Tarantino breaks this rule by moving the camera in an unmotivated way even when the characters themselves aren’t moving - especially during dialogue scenes.

He’s done this in multiple movies with a circular dolly shot, or arc shot. This is a specialised move where the camera gradually and steadily moves in a circle around the characters - who are usually seated. 

Dollies are very heavy platforms with four wheels and a hydraulic arm which the tripod head and camera can be mounted on. Filmmakers can either use it as a way to easily push around and position the heavy production camera for a stationary shot, or they can place the dolly on top of a track where it can be smoothly slid along to get stable camera moves.

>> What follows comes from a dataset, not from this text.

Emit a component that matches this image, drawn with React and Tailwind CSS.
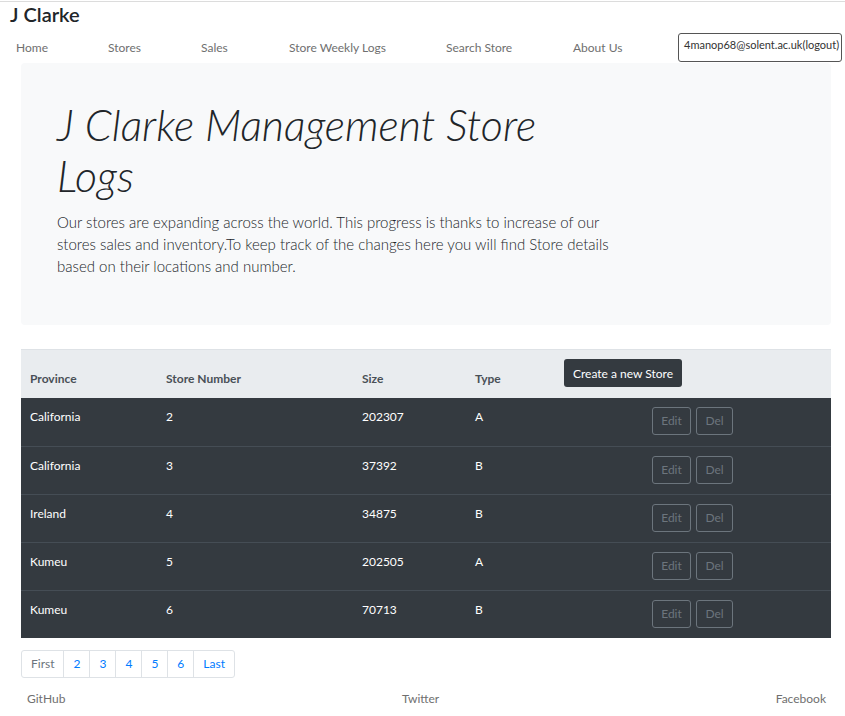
import React from 'react';

const navLinks = [
  { label: 'Home', cls: 'w-[92px]' },
  { label: 'Stores', cls: 'w-[93px]' },
  { label: 'Sales', cls: 'w-[88px]' },
  { label: 'Store Weekly Logs', cls: 'w-[157px]' },
  { label: 'Search Store', cls: 'w-[127px]' },
  { label: 'About Us', cls: 'w-[105px]' },
];

const stores = [
  { province: 'California', number: '2', size: '202307', type: 'A' },
  { province: 'California', number: '3', size: '37392', type: 'B' },
  { province: 'Ireland', number: '4', size: '34875', type: 'B' },
  { province: 'Kumeu', number: '5', size: '202505', type: 'A' },
  { province: 'Kumeu', number: '6', size: '70713', type: 'B' },
];

const pages = ['First', '2', '3', '4', '5', '6', 'Last'];

const App = () => {
  return (
    <div className="min-h-[716px] bg-white text-[#212529] font-['Lato','Segoe_UI',sans-serif]">
      <div className="h-px mt-px bg-[#dcdcdc]" />

      <header>
        <h1 className="pl-[10px] text-[20px] leading-[24px] font-semibold">J Clarke</h1>
        <nav className="flex items-start h-[37px] pt-[7px] pl-[16px] text-[12px] text-[#6f6f6f]">
          {navLinks.map((link) => (
            <a key={link.label} className={`${link.cls} pt-[6px] leading-[18px]`}>
              {link.label}
            </a>
          ))}
          <div className="w-[164px] h-[29px] border border-[#555] rounded-[3px] pt-[3px] pl-[5px] text-[11px] leading-[15px] text-[#333]">
            4manop68@solent.ac.uk(logout)
          </div>
        </nav>
      </header>

      <main className="pl-[21px] pr-[14px]">
        <section className="bg-[#f8f9fa] rounded-[4px] h-[262px] pt-[36px] pl-[36px]">
          <h2 className="text-[43px] leading-[51px] font-light italic whitespace-nowrap">
            J Clarke Management Store
            <br />
            Logs
          </h2>
          <p className="mt-[10px] text-[15px] leading-[22px] font-light whitespace-nowrap">
            Our stores are expanding across the world. This progress is thanks to increase of our
            <br />
            stores sales and inventory.To keep track of the changes here you will find Store details
            <br />
            based on their locations and number.
          </p>
        </section>

        <div className="mt-[24px] text-[12px]">
          <div className="grid grid-cols-[136px_196px_113px_89px_1fr] items-end h-[49px] bg-[#e9ecef] border-t border-[#dee2e6] font-bold text-[#495057]">
            <div className="pl-[9px] pb-[10px] leading-[18px]">Province</div>
            <div className="pl-[9px] pb-[10px] leading-[18px]">Store Number</div>
            <div className="pl-[9px] pb-[10px] leading-[18px]">Size</div>
            <div className="pl-[9px] pb-[10px] leading-[18px]">Type</div>
            <div className="self-start pt-[9px] pl-[9px]">
              <button className="h-[28px] px-[9px] pt-[2px] rounded-[3px] bg-[#343a40] text-white font-normal text-[12px]">
                Create a new Store
              </button>
            </div>
          </div>
          {stores.map((s, i) => (
            <div
              key={s.number}
              className={`grid grid-cols-[136px_196px_113px_89px_1fr] h-[48px] bg-[#343a40] text-white ${
                i === 0 ? '' : 'border-t border-[#454d55]'
              }`}
            >
              <div className="pl-[9px] pt-[10px] leading-[18px]">{s.province}</div>
              <div className="pl-[9px] pt-[10px] leading-[18px]">{s.number}</div>
              <div className="pl-[9px] pt-[10px] leading-[18px]">{s.size}</div>
              <div className="pl-[9px] pt-[10px] leading-[18px]">{s.type}</div>
              <div className="flex gap-[5px] pl-[97px] pt-[9px]">
                <button className="w-[39px] h-[28px] border border-[#6c757d] rounded-[3px] text-[#6c757d] text-[12px]">
                  Edit
                </button>
                <button className="w-[37px] h-[28px] border border-[#6c757d] rounded-[3px] text-[#6c757d] text-[12px]">
                  Del
                </button>
              </div>
            </div>
          ))}
        </div>

        <div className="mt-[12px] inline-flex border border-[#dee2e6] rounded-[3px] text-[12px] h-[28px]">
          {pages.map((p, i) => (
            <a
              key={p}
              className={`flex items-center px-[9px] ${i > 0 ? 'border-l border-[#dee2e6]' : ''} ${
                i === 0 ? 'text-[#6c757d]' : 'text-[#007bff]'
              }`}
            >
              {p}
            </a>
          ))}
        </div>
      </main>

      <footer className="flex justify-between px-[27px] pt-[12px] text-[12px] leading-[18px] text-[#6f6f6f]">
        <a>GitHub</a>
        <a>Twitter</a>
        <a className="-mr-[8px]">Facebook</a>
      </footer>
    </div>
  );
};

export default App;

Usually these tracks are straight and designed to do moves like push ins, pull outs or side on tracking where the camera moves in one directional line.

However, more niche circular dolly tracks also exist. Two form a semi-circle. Four can be connected to form a circle: inside which actors can be placed. When the dolly is pushed around this track it gives a smooth, orbital movement.    

Note that Tarantino uses this move quite sparingly and only for a specific purpose. Most shots in dialogue scenes he shoots with a stationary camera.

A circular move makes a shot more dynamic and interesting - especially for longer scenes without active blocking where actors don’t move around. It focuses the audience's attention on a central point - while also giving context to the space the characters are in. 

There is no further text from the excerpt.